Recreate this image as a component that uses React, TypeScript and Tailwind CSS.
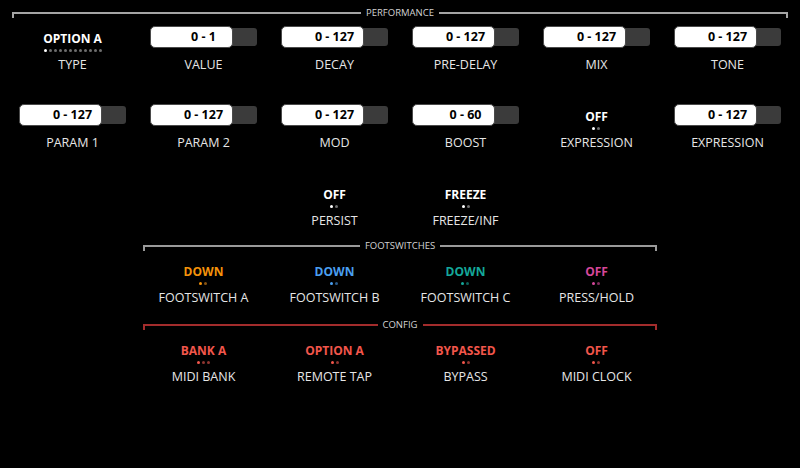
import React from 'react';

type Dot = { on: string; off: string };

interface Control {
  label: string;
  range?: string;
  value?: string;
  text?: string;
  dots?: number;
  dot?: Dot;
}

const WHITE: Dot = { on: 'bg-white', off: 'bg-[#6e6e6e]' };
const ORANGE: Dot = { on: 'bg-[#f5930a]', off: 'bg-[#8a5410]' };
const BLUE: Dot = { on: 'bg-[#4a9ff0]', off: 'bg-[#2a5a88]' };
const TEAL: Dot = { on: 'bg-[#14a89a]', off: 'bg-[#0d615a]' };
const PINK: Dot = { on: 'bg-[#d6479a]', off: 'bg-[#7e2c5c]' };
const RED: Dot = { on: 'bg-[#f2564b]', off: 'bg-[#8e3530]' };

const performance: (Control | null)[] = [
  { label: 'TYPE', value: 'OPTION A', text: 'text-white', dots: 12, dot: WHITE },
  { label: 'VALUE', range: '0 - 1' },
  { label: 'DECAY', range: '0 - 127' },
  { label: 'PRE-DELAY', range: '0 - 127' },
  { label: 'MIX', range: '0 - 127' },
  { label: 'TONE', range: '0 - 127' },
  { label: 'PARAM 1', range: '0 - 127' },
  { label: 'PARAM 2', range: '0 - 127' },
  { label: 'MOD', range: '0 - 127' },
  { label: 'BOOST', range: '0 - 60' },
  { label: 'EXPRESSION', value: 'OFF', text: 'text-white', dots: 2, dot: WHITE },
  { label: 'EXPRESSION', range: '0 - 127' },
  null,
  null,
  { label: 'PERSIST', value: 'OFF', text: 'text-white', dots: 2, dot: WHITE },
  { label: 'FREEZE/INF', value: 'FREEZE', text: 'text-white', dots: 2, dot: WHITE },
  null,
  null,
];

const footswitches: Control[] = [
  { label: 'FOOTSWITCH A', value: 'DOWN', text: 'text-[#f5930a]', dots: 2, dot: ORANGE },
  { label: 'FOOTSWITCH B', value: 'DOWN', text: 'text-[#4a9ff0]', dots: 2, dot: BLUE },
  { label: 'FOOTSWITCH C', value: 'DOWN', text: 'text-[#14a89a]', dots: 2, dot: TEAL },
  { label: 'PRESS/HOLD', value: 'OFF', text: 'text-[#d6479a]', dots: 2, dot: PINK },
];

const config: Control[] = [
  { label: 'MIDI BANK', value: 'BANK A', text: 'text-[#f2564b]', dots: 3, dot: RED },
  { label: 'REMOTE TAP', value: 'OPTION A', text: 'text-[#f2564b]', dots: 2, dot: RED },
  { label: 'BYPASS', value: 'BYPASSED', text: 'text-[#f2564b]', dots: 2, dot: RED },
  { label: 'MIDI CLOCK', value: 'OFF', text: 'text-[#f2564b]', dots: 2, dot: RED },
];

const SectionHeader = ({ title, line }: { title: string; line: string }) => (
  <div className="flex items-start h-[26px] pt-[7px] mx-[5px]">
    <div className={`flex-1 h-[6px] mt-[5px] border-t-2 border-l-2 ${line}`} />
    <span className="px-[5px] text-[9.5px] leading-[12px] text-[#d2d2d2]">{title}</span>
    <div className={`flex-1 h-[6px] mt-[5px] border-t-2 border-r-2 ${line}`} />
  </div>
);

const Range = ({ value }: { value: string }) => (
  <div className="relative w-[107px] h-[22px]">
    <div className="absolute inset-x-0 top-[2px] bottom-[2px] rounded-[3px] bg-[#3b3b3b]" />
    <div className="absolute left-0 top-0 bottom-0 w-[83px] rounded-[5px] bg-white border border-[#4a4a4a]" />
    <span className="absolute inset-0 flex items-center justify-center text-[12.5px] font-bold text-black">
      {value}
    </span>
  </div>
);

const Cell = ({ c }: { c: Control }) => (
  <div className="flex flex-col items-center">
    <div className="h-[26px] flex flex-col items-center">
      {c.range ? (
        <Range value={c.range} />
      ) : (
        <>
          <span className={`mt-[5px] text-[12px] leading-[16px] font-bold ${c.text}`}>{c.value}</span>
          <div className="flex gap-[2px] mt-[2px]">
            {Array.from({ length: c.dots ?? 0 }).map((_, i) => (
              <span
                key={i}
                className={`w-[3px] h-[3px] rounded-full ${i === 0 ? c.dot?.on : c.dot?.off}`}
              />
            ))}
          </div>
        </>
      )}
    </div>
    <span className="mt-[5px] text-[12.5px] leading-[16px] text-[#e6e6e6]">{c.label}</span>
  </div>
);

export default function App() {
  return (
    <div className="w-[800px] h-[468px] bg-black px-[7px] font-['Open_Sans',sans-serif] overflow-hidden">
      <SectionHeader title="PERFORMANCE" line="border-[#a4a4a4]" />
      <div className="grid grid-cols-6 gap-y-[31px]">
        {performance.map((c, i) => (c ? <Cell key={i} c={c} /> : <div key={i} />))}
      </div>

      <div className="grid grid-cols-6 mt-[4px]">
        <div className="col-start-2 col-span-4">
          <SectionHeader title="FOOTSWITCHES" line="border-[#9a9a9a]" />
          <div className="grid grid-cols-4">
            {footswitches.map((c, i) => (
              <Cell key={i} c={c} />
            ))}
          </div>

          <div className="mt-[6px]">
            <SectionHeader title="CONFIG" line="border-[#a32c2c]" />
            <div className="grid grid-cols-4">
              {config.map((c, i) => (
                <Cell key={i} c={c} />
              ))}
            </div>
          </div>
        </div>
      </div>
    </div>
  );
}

§ **Aim of the exercise**
Tally up the lines of the listing containing the word "React". Give only the total.

§ **Exercise output**
2